[SET EXERCISE]
Gather all lines with the word "React" in them.

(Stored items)
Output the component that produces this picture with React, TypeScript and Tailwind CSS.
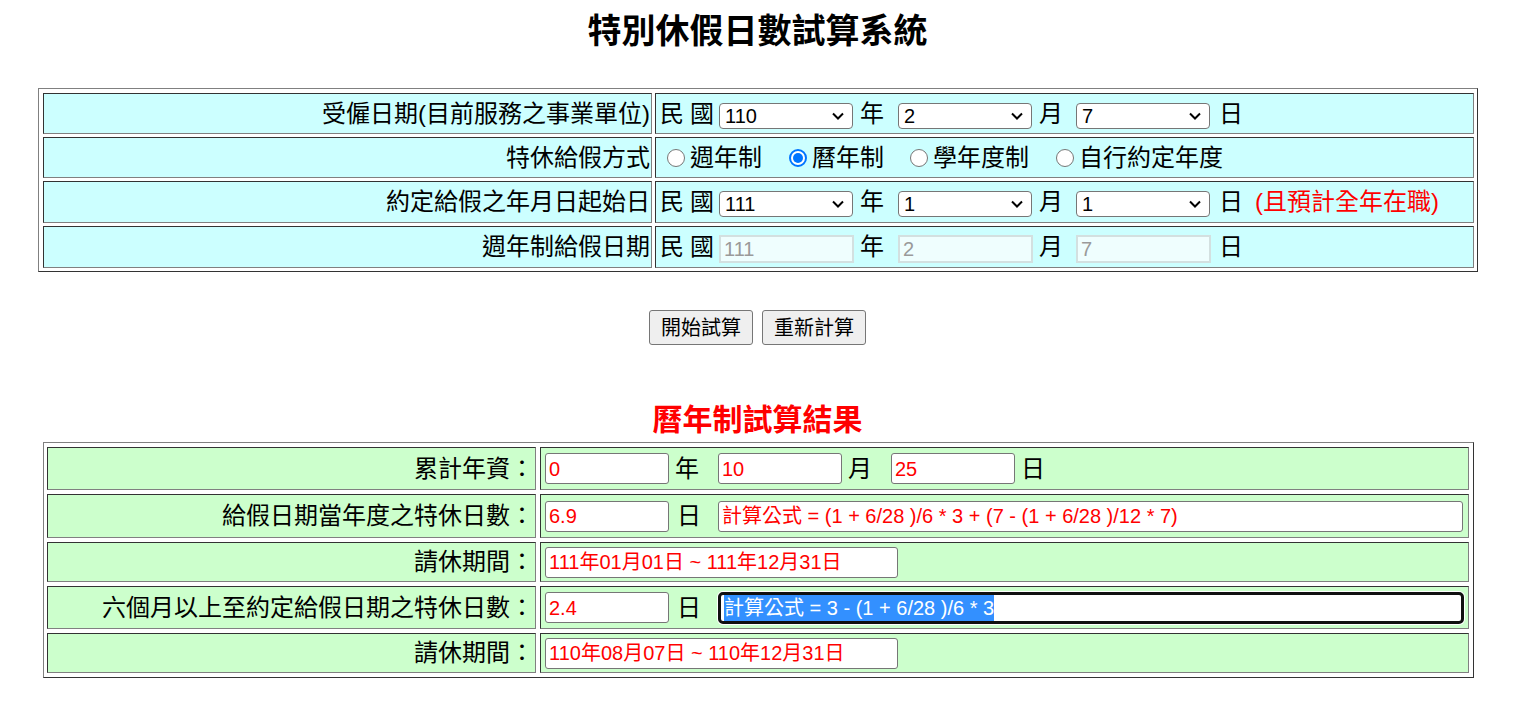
import React from "react";

const cellTop =
  "border border-t-[#333333] border-l-[#333333] border-r-[#808080] border-b-[#808080] bg-[#ccffff] flex items-center";
const cellBot =
  "border border-t-[#333333] border-l-[#333333] border-r-[#808080] border-b-[#808080] bg-[#ccffcc] flex items-center";

function Sel({ v, className = "" }: { v: string; className?: string }) {
  return (
    <div
      className={
        "w-[134px] h-[26px] shrink-0 flex items-center justify-between border border-[#767676] rounded-[4px] bg-white pl-[5px] pr-[8px] text-[20px] leading-none text-black font-['Liberation_Sans',sans-serif] " +
        className
      }
    >
      <span>{v}</span>
      <svg width="12" height="8" viewBox="0 0 12 8">
        <path d="M1 1.5L6 6.5L11 1.5" fill="none" stroke="#000" strokeWidth="2" />
      </svg>
    </div>
  );
}

function DIn({ v, className = "" }: { v: string; className?: string }) {
  return (
    <div
      className={
        "w-[135px] h-[28px] shrink-0 flex items-center border-2 border-[#d3e0e0] bg-[#effefe] pl-[3px] text-[20px] leading-none text-[#9a9a9a] font-['Liberation_Sans',sans-serif] " +
        className
      }
    >
      {v}
    </div>
  );
}

function In({ v, w, className = "" }: { v: string; w: string; className?: string }) {
  return (
    <div
      className={
        "h-[31px] shrink-0 flex items-center border border-[#767676] rounded-[3px] bg-white pl-[3px] text-[20px] leading-none text-[#ff0000] whitespace-pre " +
        w +
        " " +
        className
      }
    >
      {v}
    </div>
  );
}

function Radio({ checked = false, className = "" }: { checked?: boolean; className?: string }) {
  if (checked) {
    return (
      <div
        className={
          "w-[18px] h-[18px] shrink-0 rounded-full border-2 border-[#0075ff] bg-white flex items-center justify-center " +
          className
        }
      >
        <div className="w-[10px] h-[10px] rounded-full bg-[#0075ff]" />
      </div>
    );
  }
  return (
    <div
      className={
        "w-[18px] h-[18px] shrink-0 rounded-full border border-[#767676] bg-white " + className
      }
    />
  );
}

function Label({ text, h, bot = false }: { text: string; h: string; bot?: boolean }) {
  return (
    <div className={(bot ? cellBot : cellTop) + " justify-end pr-px " + h}>
      <span className="leading-[24px] whitespace-pre">{text}</span>
    </div>
  );
}

export default function App() {
  return (
    <div className="min-h-[719px] bg-white text-black font-['Liberation_Sans','Noto_Sans_CJK_TC',sans-serif] text-[24px]">
      <div className="pt-[13px] h-[49px] text-center leading-[36px] text-[34px] font-bold">
        特別休假日數試算系統
      </div>

      {/* Top table */}
      <div className="mt-[39px] ml-[38px] w-[1440px] border border-t-[#808080] border-l-[#808080] border-r-[#333333] border-b-[#333333] pt-[4px] pl-[4px] pr-[3px] pb-[3px] grid grid-cols-[609px_819px] gap-[3px]">
        <Label text="受僱日期(目前服務之事業單位)" h="h-[41px]" />
        <div className={cellTop + " h-[41px] pl-[4px] leading-[24px]"}>
          <span>民</span>
          <span className="ml-[6px]">國</span>
          <Sel v="110" className="ml-[5px] mt-[5px]" />
          <span className="ml-[7px]">年</span>
          <Sel v="2" className="ml-[14px] mt-[5px]" />
          <span className="ml-[7px]">月</span>
          <Sel v="7" className="ml-[13px] mt-[5px]" />
          <span className="ml-[9px]">日</span>
        </div>

        <Label text="特休給假方式" h="h-[41px]" />
        <div className={cellTop + " h-[41px] leading-[24px]"}>
          <Radio className="ml-[11px]" />
          <span className="ml-[5px]">週年制</span>
          <Radio checked className="ml-[27px]" />
          <span className="ml-[5px]">曆年制</span>
          <Radio className="ml-[26px]" />
          <span className="ml-[5px]">學年度制</span>
          <Radio className="ml-[27px]" />
          <span className="ml-[5px]">自行約定年度</span>
        </div>

        <Label text="約定給假之年月日起始日" h="h-[42px]" />
        <div className={cellTop + " h-[42px] pl-[4px] leading-[24px]"}>
          <span>民</span>
          <span className="ml-[6px]">國</span>
          <Sel v="111" className="ml-[5px] mt-[4px]" />
          <span className="ml-[7px]">年</span>
          <Sel v="1" className="ml-[14px] mt-[4px]" />
          <span className="ml-[7px]">月</span>
          <Sel v="1" className="ml-[13px] mt-[4px]" />
          <span className="ml-[9px]">日</span>
          <span className="ml-[12px] text-[#ff0000]">(且預計全年在職)</span>
        </div>

        <Label text="週年制給假日期" h="h-[42px]" />
        <div className={cellTop + " h-[42px] pl-[4px] leading-[24px]"}>
          <span>民</span>
          <span className="ml-[6px]">國</span>
          <DIn v="111" className="ml-[5px] mt-[4px]" />
          <span className="ml-[6px]">年</span>
          <DIn v="2" className="ml-[14px] mt-[4px]" />
          <span className="ml-[6px]">月</span>
          <DIn v="7" className="ml-[13px] mt-[4px]" />
          <span className="ml-[8px]">日</span>
        </div>
      </div>

      {/* Buttons */}
      <div className="mt-[38px] flex justify-center gap-[9px]">
        <button className="w-[104px] h-[35px] bg-[#efefef] border border-[#767676] rounded-[3px] text-[20px] leading-none text-black">
          開始試算
        </button>
        <button className="w-[104px] h-[35px] bg-[#efefef] border border-[#767676] rounded-[3px] text-[20px] leading-none text-black">
          重新計算
        </button>
      </div>

      <div className="mt-[59px] h-[32px] text-center leading-[32px] text-[30px] font-bold text-[#ff0000]">
        曆年制試算結果
      </div>

      {/* Bottom table */}
      <div className="mt-[6px] ml-[43px] w-[1431px] border border-t-[#808080] border-l-[#808080] border-r-[#333333] border-b-[#333333] pt-[4px] pl-[3px] pr-[4px] pb-[4px] grid grid-cols-[489px_929px] gap-[4px]">
        <Label bot text="累計年資：" h="h-[43px]" />
        <div className={cellBot + " h-[43px] leading-[24px]"}>
          <In v="0" w="w-[124px]" className="ml-[4px]" />
          <span className="ml-[6px]">年</span>
          <In v="10" w="w-[124px]" className="ml-[19px]" />
          <span className="ml-[6px]">月</span>
          <In v="25" w="w-[124px]" className="ml-[19px]" />
          <span className="ml-[6px]">日</span>
        </div>

        <Label bot text="給假日期當年度之特休日數：" h="h-[44px]" />
        <div className={cellBot + " h-[44px] leading-[24px]"}>
          <In v="6.9" w="w-[124px]" className="ml-[4px]" />
          <span className="ml-[8px]">日</span>
          <In
            v="計算公式 = (1 + 6/28 )/6 * 3 + (7 - (1 + 6/28 )/12 * 7)"
            w="w-[745px]"
            className="ml-[17px]"
          />
        </div>

        <Label bot text="請休期間：" h="h-[40px]" />
        <div className={cellBot + " h-[40px] leading-[24px]"}>
          <In v="111年01月01日 ~ 111年12月31日" w="w-[353px]" className="ml-[4px]" />
        </div>

        <Label bot text="六個月以上至約定給假日期之特休日數：" h="h-[43px]" />
        <div className={cellBot + " h-[43px] leading-[24px]"}>
          <In v="2.4" w="w-[124px]" className="ml-[4px]" />
          <span className="ml-[8px]">日</span>
          <div className="ml-[17px] w-[746px] h-[32px] shrink-0 flex items-center border-[3px] border-[#101010] rounded-[5px] bg-white pl-[3px] shadow-[0_0_0_1px_#ffffff]">
            <span className="h-[26px] flex items-center bg-[#3390ff] text-white text-[20px] leading-none whitespace-pre">
              計算公式 = 3 - (1 + 6/28 )/6 * 3
            </span>
          </div>
        </div>

        <Label bot text="請休期間：" h="h-[40px]" />
        <div className={cellBot + " h-[40px] leading-[24px]"}>
          <In v="110年08月07日 ~ 110年12月31日" w="w-[353px]" className="ml-[4px]" />
        </div>
      </div>
    </div>
  );
}
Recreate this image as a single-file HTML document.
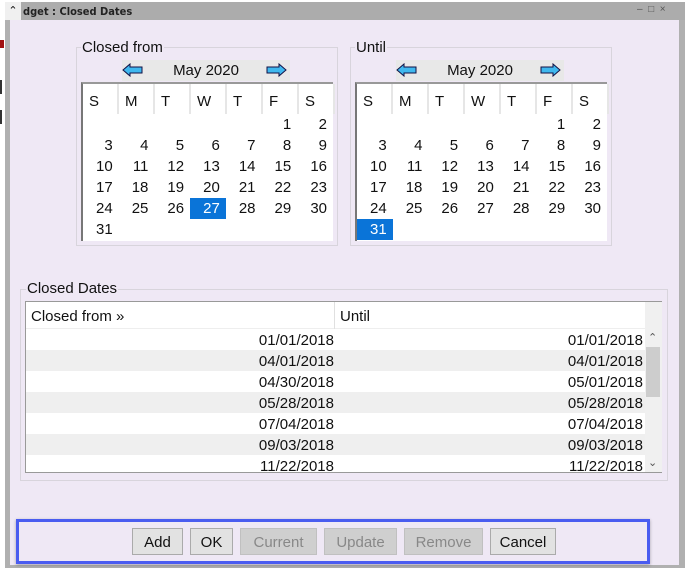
<!DOCTYPE html>
<html><head><style>
*{margin:0;padding:0;box-sizing:border-box}
body{width:687px;height:571px;background:#fff;position:relative;overflow:hidden;font-family:"Liberation Sans","DejaVu Sans",sans-serif;font-size:15px;color:#111}
.abs{position:absolute}
.win{left:5px;top:2px;width:680px;height:566px;background:#b0b0b0}
.body{left:10px;top:20px;width:669px;height:545px;background:#efe8f5}
.title{left:5px;top:2px;width:680px;height:18px;background:#acacac;font-size:11px;font-weight:bold;color:#222;padding:3px 0 0 18px;font-family:"DejaVu Sans Condensed","DejaVu Sans",sans-serif}
.fs{border:1px solid #d8d4dc}
.leg{background:#efe8f5;padding:0 1px;font-size:15px}
.grid{background:#fff;border-left:2px solid #777;border-top:2px solid #999}
.cal td{width:36px;height:21px;text-align:right;padding-right:6px;font-size:15px}
.hd div{position:absolute;top:0;height:30px;border-right:2px solid #e6e6e6;padding:9px 0 0 6px}
.nav{background:#e8e8e8;height:21px;text-align:center;padding-top:2px}
.btn{position:absolute;top:528px;height:27px;border:1px solid #aaa;background:#e2e2e2;text-align:center;padding-top:5px;font-size:15px}
.dis{background:#cfcfcf;color:#888;border-color:#c0c0c0}
.row{position:absolute;left:0;width:619px;height:21px}
.row span{position:absolute;top:3px}
</style></head><body>
<div class="abs" style="left:0;top:40px;width:4px;height:8px;background:#a01010"></div>
<div class="abs" style="left:0;top:80px;width:2px;height:14px;background:#333"></div>
<div class="abs" style="left:0;top:110px;width:2px;height:14px;background:#333"></div>
<div class="abs win"></div>
<div class="abs body"></div>
<div class="abs title">dget : Closed Dates</div>
<div class="abs" style="left:5px;top:2px;width:16px;height:18px;background:#f0f0f0;font-size:11px;text-align:center;padding-top:2px">&#8963;</div>
<div class="abs" style="left:637px;top:4px;font-size:10px;color:#555">&#8211;&nbsp;&nbsp;&#9633;&nbsp;&nbsp;×</div>

<!-- cal 1 -->
<div class="abs fs" style="left:76px;top:47px;width:262px;height:199px"></div>
<div class="abs leg" style="left:81px;top:39px">Closed from</div>
<div class="abs nav" style="left:122px;top:60px;width:168px">May 2020</div>
<svg class="abs" style="left:122px;top:63px" width="22" height="14"><path d="M1 7 L8 1 V4 H20 V10 H8 V13 Z" fill="#3fb8ee" stroke="#114" stroke-width="1"/></svg>
<svg class="abs" style="left:265px;top:63px" width="22" height="14"><path d="M21 7 L14 1 V4 H2 V10 H14 V13 Z" fill="#3fb8ee" stroke="#114" stroke-width="1"/></svg>
<div class="abs grid" style="left:81px;top:82px;width:252px;height:159px">
 <div class="hd" style="position:relative;height:30px"><div style="left:0;width:36px">S</div><div style="left:36px;width:36px">M</div><div style="left:72px;width:36px">T</div><div style="left:108px;width:36px">W</div><div style="left:144px;width:36px">T</div><div style="left:180px;width:36px">F</div><div style="left:216px;width:36px">S</div></div>
 <table class="cal" style="border-collapse:collapse;margin-top:0px">
 <tr><td></td><td></td><td></td><td></td><td></td><td>1</td><td>2</td></tr>
 <tr><td>3</td><td>4</td><td>5</td><td>6</td><td>7</td><td>8</td><td>9</td></tr>
 <tr><td>10</td><td>11</td><td>12</td><td>13</td><td>14</td><td>15</td><td>16</td></tr>
 <tr><td>17</td><td>18</td><td>19</td><td>20</td><td>21</td><td>22</td><td>23</td></tr>
 <tr><td>24</td><td>25</td><td>26</td><td style="background:#0a74d8;color:#fff">27</td><td>28</td><td>29</td><td>30</td></tr>
 <tr><td>31</td><td></td><td></td><td></td><td></td><td></td><td></td></tr>
 </table>
</div>

<!-- cal 2 -->
<div class="abs fs" style="left:350px;top:47px;width:262px;height:199px"></div>
<div class="abs leg" style="left:355px;top:39px">Until</div>
<div class="abs nav" style="left:396px;top:60px;width:168px">May 2020</div>
<svg class="abs" style="left:396px;top:63px" width="22" height="14"><path d="M1 7 L8 1 V4 H20 V10 H8 V13 Z" fill="#3fb8ee" stroke="#114" stroke-width="1"/></svg>
<svg class="abs" style="left:539px;top:63px" width="22" height="14"><path d="M21 7 L14 1 V4 H2 V10 H14 V13 Z" fill="#3fb8ee" stroke="#114" stroke-width="1"/></svg>
<div class="abs grid" style="left:355px;top:82px;width:252px;height:159px">
 <div class="hd" style="position:relative;height:30px"><div style="left:0;width:36px">S</div><div style="left:36px;width:36px">M</div><div style="left:72px;width:36px">T</div><div style="left:108px;width:36px">W</div><div style="left:144px;width:36px">T</div><div style="left:180px;width:36px">F</div><div style="left:216px;width:36px">S</div></div>
 <table class="cal" style="border-collapse:collapse;margin-top:0px">
 <tr><td></td><td></td><td></td><td></td><td></td><td>1</td><td>2</td></tr>
 <tr><td>3</td><td>4</td><td>5</td><td>6</td><td>7</td><td>8</td><td>9</td></tr>
 <tr><td>10</td><td>11</td><td>12</td><td>13</td><td>14</td><td>15</td><td>16</td></tr>
 <tr><td>17</td><td>18</td><td>19</td><td>20</td><td>21</td><td>22</td><td>23</td></tr>
 <tr><td>24</td><td>25</td><td>26</td><td>27</td><td>28</td><td>29</td><td>30</td></tr>
 <tr><td style="background:#0a74d8;color:#fff">31</td><td></td><td></td><td></td><td></td><td></td><td></td></tr>
 </table>
</div>

<!-- closed dates -->
<div class="abs fs" style="left:20px;top:289px;width:648px;height:192px"></div>
<div class="abs leg" style="left:26px;top:280px">Closed Dates</div>
<div class="abs" style="left:25px;top:301px;width:637px;height:172px;background:#fff;border:1px solid #999">
 <div class="abs" style="left:0;top:0;width:619px;height:27px;border-bottom:1px solid #eee"></div>
 <div class="abs" style="left:308px;top:0;width:1px;height:27px;background:#e0e0e0"></div>
 <div class="abs" style="left:5px;top:6px">Closed from »</div>
 <div class="abs" style="left:314px;top:6px">Until</div>
 <div class="abs" style="left:619px;top:0;width:17px;height:170px;background:#f0f0f0"></div>
 <div class="abs" style="left:620px;top:45px;width:14px;height:50px;background:#cdcdcd"></div>
 <div class="abs" style="left:622px;top:29px;font-size:11px;color:#555">&#8963;</div>
 <div class="abs" style="left:622px;top:154px;font-size:11px;color:#555">&#8964;</div>
 <div style="position:absolute;left:0;top:27px;width:619px;height:143px;overflow:hidden">
  <div class="row" style="top:0;background:#fff"><span style="right:311px">01/01/2018</span><span style="right:2px">01/01/2018</span></div>
  <div class="row" style="top:21px;background:#efefef"><span style="right:311px">04/01/2018</span><span style="right:2px">04/01/2018</span></div>
  <div class="row" style="top:42px;background:#fff"><span style="right:311px">04/30/2018</span><span style="right:2px">05/01/2018</span></div>
  <div class="row" style="top:63px;background:#efefef"><span style="right:311px">05/28/2018</span><span style="right:2px">05/28/2018</span></div>
  <div class="row" style="top:84px;background:#fff"><span style="right:311px">07/04/2018</span><span style="right:2px">07/04/2018</span></div>
  <div class="row" style="top:105px;background:#efefef"><span style="right:311px">09/03/2018</span><span style="right:2px">09/03/2018</span></div>
  <div class="row" style="top:126px;background:#fff"><span style="right:311px">11/22/2018</span><span style="right:2px">11/22/2018</span></div>
 </div>
</div>

<!-- buttons -->
<div class="abs" style="left:16px;top:519px;width:634px;height:45px;border:3px solid #4a5cf0;box-shadow:0 1px 3px rgba(0,0,0,.3)"></div>
<div class="btn" style="left:132px;width:51px">Add</div>
<div class="btn" style="left:190px;width:43px">OK</div>
<div class="btn dis" style="left:240px;width:77px">Current</div>
<div class="btn dis" style="left:324px;width:73px">Update</div>
<div class="btn dis" style="left:404px;width:79px">Remove</div>
<div class="btn" style="left:490px;width:66px">Cancel</div>
</body></html>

[EXERCISE RESULT]
Output the component that produces this picture with React, TypeScript and Tailwind CSS.
import React from "react";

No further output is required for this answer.